SouthShore Chick
I'm going to speed through this part of my story because if you've seen one game then you've obviously seen them all. My father-in-law used to say, "Your species is all f*cked up!". He was referring to women and the games we play. Wouldn't you agree? I am a woman when I want to be but most times I am a lady and real ladies don't play those nasty games  *evil grin* .

So on with my story. . .

Months roll by and I started dating this man. He was still dealing with his divorce which took forever to litigate because of all the fun games the ex decided to play. I wouldn't blame the delay entirely on her because cases were so backed up in the county court system the final judgment was filed fourteen months later.

Annie filed a petition to receive alimony. It is the law in this particular state that an ex-spouse cannot be granted alimony unless the parties were married for more than 23 years. She managed to pull off a real good sob story about her husband preventing her from being allowed to further her higher education and was granted alimony of $50/month for two years.  There was a catch though, in those two years Annie was required to enroll into college. If she dropped out the alimony would end.

Annie received a grant to pay for her tuition and books. It was a grant with stipulations where she had to be a single parent for more than a year in order to receive the grant. (She lied to the IRS and the college and filed her taxes listing herself as being single. She refused to sign the 1040 joint forms her husband needed to file because she wanted her grant approved.) She also dropped out of college before the two years ended, but no attorney would retain my husband to press charges against her because he was a "man".

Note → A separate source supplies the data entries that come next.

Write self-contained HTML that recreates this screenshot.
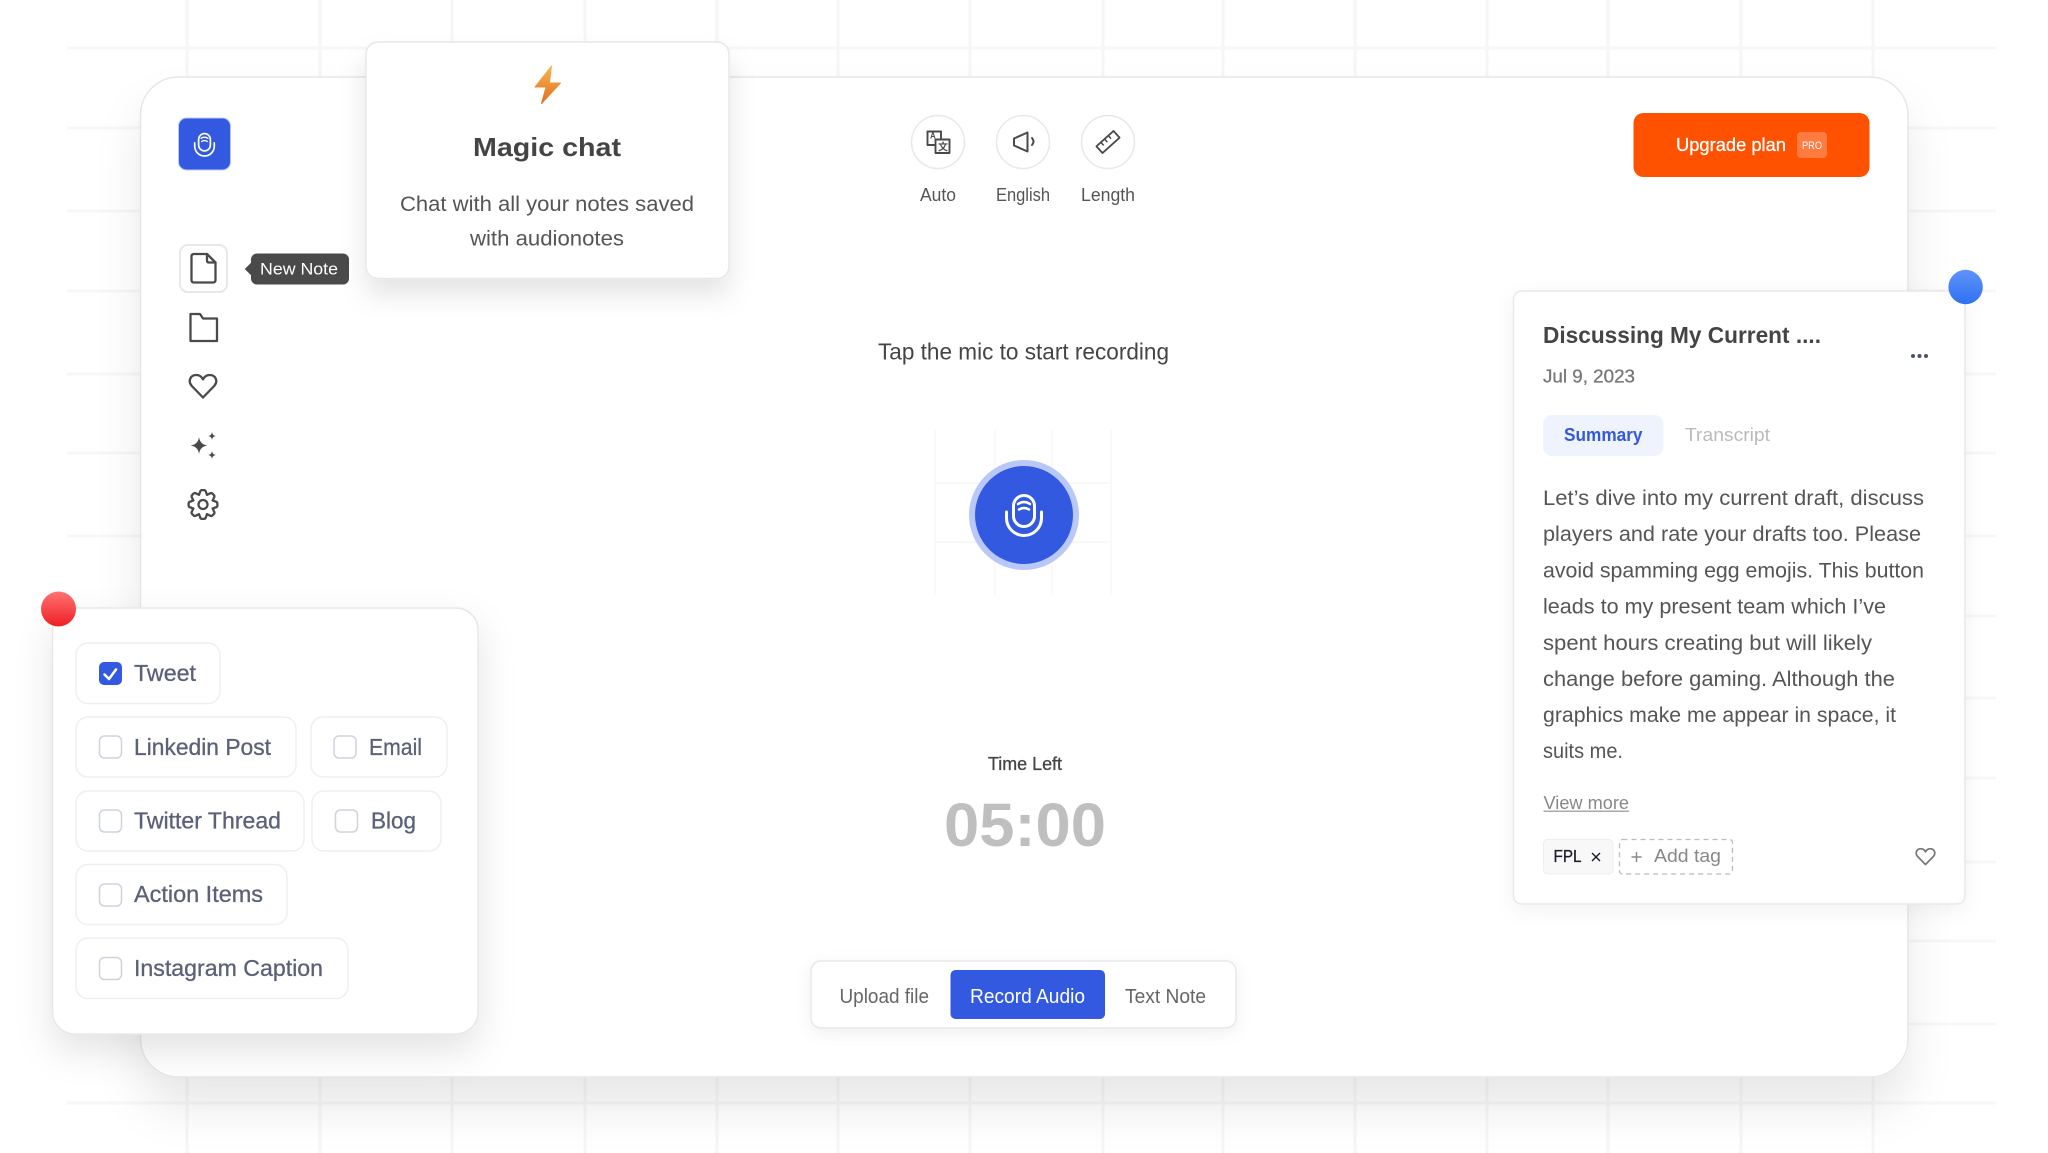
<!DOCTYPE html>
<html lang="en">
<head>
<meta charset="utf-8">
<title>Audionotes</title>
<style>
html,body{margin:0;padding:0;background:#fff;width:2048px;height:1153px;overflow:hidden}
svg{display:block}
text{font-family:"Liberation Sans",Arial,sans-serif}
.m{stroke-width:.3px}
</style>
</head>
<body>
<svg xmlns="http://www.w3.org/2000/svg" width="2048" height="1153" viewBox="0 0 2048 1153">
<defs>
<filter id="sMain" filterUnits="userSpaceOnUse" x="0" y="0" width="2048" height="1153"><feDropShadow dx="0" dy="30" stdDeviation="22" flood-color="#000" flood-opacity=".09"/></filter>
<filter id="sPanel" filterUnits="userSpaceOnUse" x="0" y="540" width="560" height="613"><feDropShadow dx="0" dy="16" stdDeviation="18" flood-color="#000" flood-opacity=".11"/></filter>
<filter id="sMagic" filterUnits="userSpaceOnUse" x="300" y="0" width="500" height="360"><feDropShadow dx="0" dy="16" stdDeviation="13" flood-color="#000" flood-opacity=".1"/></filter>
<filter id="sNote" filterUnits="userSpaceOnUse" x="1460" y="250" width="560" height="710"><feDropShadow dx="0" dy="6" stdDeviation="10" flood-color="#000" flood-opacity=".05"/></filter>
<filter id="sTab" filterUnits="userSpaceOnUse" x="780" y="930" width="490" height="130"><feDropShadow dx="0" dy="4" stdDeviation="8" flood-color="#000" flood-opacity=".06"/></filter>
<linearGradient id="bolt" x1="0" y1="0" x2="0" y2="1"><stop offset="0" stop-color="#f9b552"/><stop offset="1" stop-color="#e0701f"/></linearGradient>
<linearGradient id="red" x1="0" y1="0" x2="0" y2="1"><stop offset="0" stop-color="#ff7272"/><stop offset="1" stop-color="#ef1f24"/></linearGradient>
<linearGradient id="blue" x1="0" y1="0" x2="0" y2="1"><stop offset="0" stop-color="#5f93f8"/><stop offset="1" stop-color="#2f72f4"/></linearGradient>
<g id="mic" fill="none" stroke="#fff" stroke-width="3" stroke-linecap="round">
<rect x="-10.5" y="-19.5" width="21" height="31" rx="10.5"/>
<path d="M-17.5 -3v6a17.5 17.5 0 0 0 35 0v-6"/>
<path d="M-6 -11q6-4 12 0M-5 -5.500q5-3 10 0" stroke-width="2.500"/>
</g>
<path id="heart" d="M203 402.500L191.800 391C187.500 386 190.500 380 196.300 380C199.300 380 201.500 381.500 203 384.300C204.500 381.500 206.700 380 209.700 380C215.500 380 218.500 386 214.200 391Z"/>
<path id="tooth" d="M-4.020 -9.700L-3 -12.400Q-2.600 -14.400 -1 -14.400H1Q2.600 -14.400 3 -12.400L4.020 -9.700"/>
</defs>

<!-- background grid -->
<g fill="none">
<path stroke="#f6f6f6" stroke-width="3" d="M187 0V1153M320 0V1153M452 0V1153M585 0V1153M717 0V1153M838 0V1153M970 0V1153M1103 0V1153M1223 0V1153M1355 0V1153M1487 0V1153M1608 0V1153M1741 0V1153M1873 0V1153"/>
<path stroke="#f7f7f7" stroke-width="3" d="M67 48H1996M67 128H1996M67 211H1996M67 291H1996M67 374H1996M67 453H1996M67 536H1996M67 616H1996M67 698H1996M67 778H1996M67 862H1996M67 941H1996M67 1024H1996M67 1103H1996"/>
</g>

<!-- main card -->
<rect x="140.500" y="77" width="1767.500" height="1000" rx="38" fill="#fff" stroke="#e6e6e6" stroke-width="1.500" filter="url(#sMain)"/>

<!-- logo -->
<rect x="178.500" y="118" width="52" height="52" rx="8" fill="#3259e0" stroke="#b9c8f8" stroke-width="1"/>
<use href="#mic" transform="translate(204.500 144.500) scale(.56)"/>

<!-- sidebar -->
<rect x="180" y="245" width="47" height="47" rx="8" fill="#fff" stroke="#e8e8e8" stroke-width="2"/>
<g fill="none" stroke="#4a4a4a" stroke-width="2.300" stroke-linejoin="round" stroke-linecap="round">
<path d="M194 254H207L215.500 262.500V280Q215.500 282.500 213 282.500H194Q191.500 282.500 191.500 280V256.500Q191.500 254 194 254Z"/>
<path d="M207 254V260.500Q207 262.500 209 262.500H215.500"/>
<path d="M190.500 314H200L203 318.500H217V341H190.500Z"/>
<use href="#heart" transform="translate(0 -5)"/>
<g transform="translate(203 504.500)">
<use href="#tooth"/><use href="#tooth" transform="rotate(45)"/><use href="#tooth" transform="rotate(90)"/><use href="#tooth" transform="rotate(135)"/><use href="#tooth" transform="rotate(180)"/><use href="#tooth" transform="rotate(225)"/><use href="#tooth" transform="rotate(270)"/><use href="#tooth" transform="rotate(315)"/>
<circle r="4.500"/>
</g>
</g>
<g fill="#4a4a4a" transform="translate(0 -5.500)">
<path d="M199 442.500Q200 450 207.500 451Q200 452 199 459.500Q198 452 190.500 451Q198 450 199 442.500Z"/>
<path d="M212 437.500Q212.400 441.100 216 441.500Q212.400 441.900 212 445.500Q211.600 441.900 208 441.500Q211.600 441.100 212 437.500Z"/>
<path d="M212 456.500Q212.400 460.100 216 460.500Q212.400 460.900 212 464.500Q211.600 460.900 208 460.500Q211.600 460.100 212 456.500Z"/>
</g>

<!-- tooltip -->
<path d="M245.500 269L251.500 263V275Z" fill="#4a4a4a" stroke="#4a4a4a" stroke-linejoin="round"/>
<rect x="251" y="253.500" width="98" height="31" rx="6" fill="#4a4a4a"/>
<text x="260" y="274.500" font-size="17" fill="#fff" textLength="78" lengthAdjust="spacingAndGlyphs">New Note</text>

<!-- magic chat -->
<rect x="366" y="42" width="363" height="236.500" rx="12" fill="#fff" stroke="#e8e8e8" stroke-width="1.500" filter="url(#sMagic)"/>
<path d="M551.500 66L535 87H546L541.500 103.500L560.500 83H549.500Z" fill="url(#bolt)" stroke="url(#bolt)" stroke-width="1" stroke-linejoin="round"/>
<text x="473" y="156" font-size="26" font-weight="700" fill="#444" textLength="148" lengthAdjust="spacingAndGlyphs">Magic chat</text>
<text x="400" y="211" font-size="21" fill="#555" textLength="294" lengthAdjust="spacingAndGlyphs">Chat with all your notes saved</text>
<text x="470" y="245.500" font-size="21" fill="#555" textLength="154" lengthAdjust="spacingAndGlyphs">with audionotes</text>

<!-- top icons -->
<g fill="#fff" stroke="#e8e8e8" stroke-width="1.500">
<circle cx="938" cy="142" r="26.500"/><circle cx="1023" cy="142" r="26.500"/><circle cx="1108" cy="142" r="26.500"/>
</g>
<g fill="none" stroke="#4a4a4a" stroke-width="1.900" stroke-linejoin="round" stroke-linecap="round">
<path d="M935.500 145H927.500V131.500H941V139"/>
<rect x="935.500" y="139.500" width="14" height="13.500" fill="#fff"/>
<path d="M1014 138.500L1027.500 132.500V151.500L1014 145.500Z" stroke-width="2"/>
<path d="M1032 138Q1035 141.500 1032 145" stroke-width="2"/>
<g transform="translate(1108 142) rotate(-42)">
<rect x="-11.500" y="-4.500" width="23" height="9" stroke-width="1.800"/>
<path d="M-5.500 -4.500V-1M-.5 -4.500V-1M4.500 -4.500V-1" stroke-width="1.500"/>
</g>
</g>
<text x="930" y="138.500" font-size="8" font-weight="700" fill="#4a4a4a">A</text>
<text x="938" y="150.500" font-size="10" font-weight="700" fill="#4a4a4a" style="font-family:'Liberation Sans','Noto Sans CJK SC',sans-serif">文</text>
<g font-size="18" fill="#555">
<text x="920" y="201" textLength="36" lengthAdjust="spacingAndGlyphs">Auto</text>
<text x="996" y="201" textLength="54" lengthAdjust="spacingAndGlyphs">English</text>
<text x="1081" y="201" textLength="54" lengthAdjust="spacingAndGlyphs">Length</text>
</g>

<!-- upgrade -->
<rect x="1633.500" y="113" width="236" height="64" rx="10" fill="#fe5200"/>
<text x="1676" y="151" font-size="18.500" fill="#fff" stroke="#fff" class="m" textLength="110" lengthAdjust="spacingAndGlyphs">Upgrade plan</text>
<rect x="1797" y="132" width="30" height="26" rx="4" fill="#ff7b40"/>
<text x="1802" y="149" font-size="11" fill="#fff" textLength="20" lengthAdjust="spacingAndGlyphs">PRO</text>

<!-- center -->
<text x="878" y="359.500" font-size="23" fill="#444" textLength="291" lengthAdjust="spacingAndGlyphs">Tap the mic to start recording</text>
<g stroke="#f9f9f9" stroke-width="2" fill="none">
<path d="M935 430V595M995 430V595M1052 430V595M1111 430V595M935 483H1111M935 542H1111"/>
</g>
<circle cx="1024" cy="515" r="55" fill="#b9c8f8"/>
<circle cx="1024" cy="515" r="49" fill="#3259e0"/>
<use href="#mic" transform="translate(1024 515)"/>

<text x="988" y="770" font-size="18" fill="#444" stroke="#444" class="m" textLength="74" lengthAdjust="spacingAndGlyphs">Time Left</text>
<text x="944" y="846" font-size="61" font-weight="700" fill="#bfbfbf" textLength="162" lengthAdjust="spacingAndGlyphs">05:00</text>

<!-- tabs -->
<rect x="811" y="961" width="425" height="67" rx="10" fill="#fff" stroke="#e8e8e8" stroke-width="1.500" filter="url(#sTab)"/>
<rect x="950.500" y="970" width="154.500" height="49" rx="5" fill="#3259e0"/>
<g font-size="20">
<text x="839.500" y="1003" fill="#666" textLength="89.500" lengthAdjust="spacingAndGlyphs">Upload file</text>
<text x="970" y="1003" fill="#fff" textLength="115" lengthAdjust="spacingAndGlyphs">Record Audio</text>
<text x="1125" y="1003" fill="#666" textLength="81" lengthAdjust="spacingAndGlyphs">Text Note</text>
</g>

<!-- left panel -->
<rect x="52.500" y="608" width="425.500" height="426" rx="22" fill="#fff" stroke="#e6e7ea" stroke-width="1.500" filter="url(#sPanel)"/>
<g fill="#fff" stroke="#eeeff3" stroke-width="1.500">
<rect x="76" y="643" width="144" height="60.500" rx="12"/>
<rect x="76" y="717" width="220" height="60" rx="12"/>
<rect x="311" y="717" width="136" height="60" rx="12"/>
<rect x="76" y="791" width="228" height="60" rx="12"/>
<rect x="312" y="791" width="129" height="60" rx="12"/>
<rect x="76" y="864.500" width="211" height="60" rx="12"/>
<rect x="76" y="938" width="272" height="60.500" rx="12"/>
</g>
<rect x="99" y="662" width="23" height="23" rx="5" fill="#3259e0"/>
<path d="M104.500 674.500L109 679L116 669.500" fill="none" stroke="#fff" stroke-width="2.500" stroke-linecap="round" stroke-linejoin="round"/>
<g fill="#fff" stroke="#cfd3dc" stroke-width="1.500">
<rect x="99.500" y="736" width="22" height="22" rx="5"/>
<rect x="334" y="736" width="22" height="22" rx="5"/>
<rect x="99.500" y="810" width="22" height="22" rx="5"/>
<rect x="335.500" y="810" width="22" height="22" rx="5"/>
<rect x="99.500" y="884" width="22" height="22" rx="5"/>
<rect x="99.500" y="957.500" width="22" height="22" rx="5"/>
</g>
<g font-size="23" fill="#5a6178" stroke="#5a6178" class="m">
<text x="134" y="681" textLength="62" lengthAdjust="spacingAndGlyphs">Tweet</text>
<text x="134" y="755" textLength="137" lengthAdjust="spacingAndGlyphs">Linkedin Post</text>
<text x="369" y="755" textLength="53" lengthAdjust="spacingAndGlyphs">Email</text>
<text x="134" y="828.500" textLength="147" lengthAdjust="spacingAndGlyphs">Twitter Thread</text>
<text x="371" y="828.500" textLength="45" lengthAdjust="spacingAndGlyphs">Blog</text>
<text x="134" y="902" textLength="129" lengthAdjust="spacingAndGlyphs">Action Items</text>
<text x="134" y="976" textLength="189" lengthAdjust="spacingAndGlyphs">Instagram Caption</text>
</g>

<!-- note card -->
<rect x="1513.500" y="291" width="451.500" height="613" rx="8" fill="#fff" stroke="#e8e8e8" stroke-width="1.500" filter="url(#sNote)"/>
<text x="1543" y="343" font-size="23" font-weight="700" fill="#444" textLength="278" lengthAdjust="spacingAndGlyphs">Discussing My Current ....</text>
<text x="1543" y="382.500" font-size="18" fill="#777" stroke="#777" class="m" textLength="92" lengthAdjust="spacingAndGlyphs">Jul 9, 2023</text>
<g fill="#4a5068"><circle cx="1913" cy="356" r="2"/><circle cx="1919.500" cy="356" r="2"/><circle cx="1926" cy="356" r="2"/></g>
<rect x="1543" y="415" width="120.500" height="41" rx="9" fill="#eef3fe"/>
<text x="1564" y="441" font-size="18" font-weight="700" fill="#3259d6" textLength="78.500" lengthAdjust="spacingAndGlyphs">Summary</text>
<text x="1685" y="441" font-size="18" fill="#bbb" textLength="85" lengthAdjust="spacingAndGlyphs">Transcript</text>
<g font-size="21" fill="#555">
<text x="1543" y="505" textLength="381" lengthAdjust="spacingAndGlyphs">Let’s dive into my current draft, discuss</text>
<text x="1543" y="541" textLength="378" lengthAdjust="spacingAndGlyphs">players and rate your drafts too. Please</text>
<text x="1543" y="577.500" textLength="381" lengthAdjust="spacingAndGlyphs">avoid spamming egg emojis. This button</text>
<text x="1543" y="613.500" textLength="343" lengthAdjust="spacingAndGlyphs">leads to my present team which I’ve</text>
<text x="1543" y="650" textLength="329" lengthAdjust="spacingAndGlyphs">spent hours creating but will likely</text>
<text x="1543" y="686" textLength="352" lengthAdjust="spacingAndGlyphs">change before gaming. Although the</text>
<text x="1543" y="722" textLength="353" lengthAdjust="spacingAndGlyphs">graphics make me appear in space, it</text>
<text x="1543" y="758" textLength="80" lengthAdjust="spacingAndGlyphs">suits me.</text>
</g>
<text x="1543.500" y="809" font-size="18" fill="#888" textLength="85.500" lengthAdjust="spacingAndGlyphs">View more</text>
<rect x="1543.500" y="810.500" width="85.500" height="1.500" fill="#aaa"/>
<rect x="1543.500" y="839.500" width="69.500" height="34.500" rx="4" fill="#f8f8f8" stroke="#eeeeee" stroke-width="1"/>
<text x="1553.500" y="862" font-size="17.500" fill="#1a1c2a" stroke="#1a1c2a" class="m" textLength="28" lengthAdjust="spacingAndGlyphs">FPL</text>
<path d="M1592 853L1600 861M1600 853L1592 861" stroke="#1a1c2a" stroke-width="1.400" fill="none"/>
<rect x="1619.500" y="839.500" width="113" height="34.500" rx="3" fill="#fff" stroke="#bbb" stroke-width="1.300" stroke-dasharray="5 4"/>
<path d="M1631.500 857H1641.500M1636.500 852V862" stroke="#888" stroke-width="1.400" fill="none"/>
<text x="1654" y="862" font-size="18" fill="#888" textLength="67" lengthAdjust="spacingAndGlyphs">Add tag</text>
<use href="#heart" transform="translate(1925.500 856.500) scale(.7) translate(-203 -391)" fill="none" stroke="#777" stroke-width="2.500" stroke-linejoin="round"/>

<!-- dots -->
<circle cx="58.500" cy="609" r="17.500" fill="url(#red)"/>
<circle cx="1965.600" cy="287" r="17.200" fill="url(#blue)"/>
</svg>
</body>
</html>
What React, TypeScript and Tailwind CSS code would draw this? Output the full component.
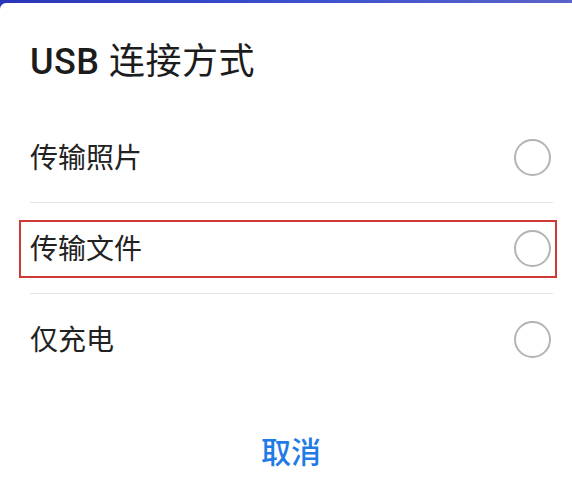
import React from 'react';

const options = [
  { label: '传输照片', highlighted: false },
  { label: '传输文件', highlighted: true },
  { label: '仅充电', highlighted: false },
];

const Radio: React.FC = () => (
  <span className="w-[37px] h-[37px] rounded-full border-2 border-[#b4b4b4] bg-white shrink-0" />
);

const App: React.FC = () => {
  return (
    <div
      className="w-[572px] h-[490px] bg-gradient-to-r from-[#2a35b8] via-[#3b4fcf] to-[#5a63c8] overflow-hidden"
      style={{ fontFamily: "Roboto, 'Noto Sans CJK SC', sans-serif" }}
    >
      <div className="mt-[3px] h-[487px] bg-white rounded-tl-[6px] flex flex-col">
        {/* Title */}
        <h1 className="pl-[30px] pt-[38px] text-[36px] leading-[42px] font-normal text-[#1c1c1c] tracking-[0.5px]">
          <span className="font-medium">USB</span> 连接方式
        </h1>

        {/* Options */}
        <div className="mt-[29px] flex flex-col">
          {options.map((opt, i) => (
            <div key={opt.label} className="flex flex-col">
              {i > 0 && <div className="ml-[30px] mr-[19px] h-px bg-[#e4e4e4]" />}
              <div className="relative h-[90px] flex items-center justify-between pl-[30px] pr-[21px]">
                <span className="pt-[3px] text-[28px] leading-none text-[#222]">{opt.label}</span>
                <Radio />
                {opt.highlighted && (
                  <div className="absolute left-[19px] right-[15px] top-[17px] h-[58px] border-2 border-[#cc3b35] pointer-events-none" />
                )}
              </div>
            </div>
          ))}
        </div>

        {/* Cancel */}
        <div className="mt-[54px] flex justify-center pl-[10px]">
          <span className="text-[30px] leading-none font-medium text-[#1f7be6]">取消</span>
        </div>
      </div>
    </div>
  );
};

export default App;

Annie loved playing games.  She called at least twice a week to stir things up with Ryan. I remember one call that gave me the biggest laugh. The phone rang at around 8:00 a.m. Ryan answered it and all I can hear is screaming coming from the other end of the receiver. Ryan starts to laugh and says, " You've got the wrong man Annie. I thought for sure that you could do no wrong before, and now I wonder, who were you f*cking before you left me?" The conversation lasted for at least 10 minutes with Ryan laughing uncontrollably.  Before the call ended Ryan says, "Would it make you feel better if I mail you a copy of my yearly, manditory, physical examination I received in February? I assure you, it will say I am clean of any STDs. I suggest you call your boyfriends on the side and accuse them and leave me the hell alone."

I walked into the kitchen where Ryan was standing and asked, "What was that all about?" and he says with a giggle, "Annie has herpes! She claims she just got home from a doctor's appointment and was diagnosed with herpes so she called to accuse me of cheating and passing it onto her! She shut-up real quick when I told her I was clean."

Poor Annie. . . No one but Annie will ever know the truth about whether she really did contract herpes and by whom. It will forever be her dirty little secret.

Annie played many games. Her most favorite was the visitation games. Ryan would give his Notice of Intent to practice visitation and Annie always responded saying, "I'm sorry but the boys don't know you well enough to see you." This game lasted for almost 10 years.

Ryan tried to keep a steady schedule of phone calls to his young sons but that didn't last long. Annie and her parents were good about screening his calls. Sometimes when Tessa answered the phone Ryan could hear his sons voices in the background, but Tessa insisted that the children were not home.

Not a day went by when I didn't see my huband weep by the telephone. He was slowly being torn from the lives of his own two sons.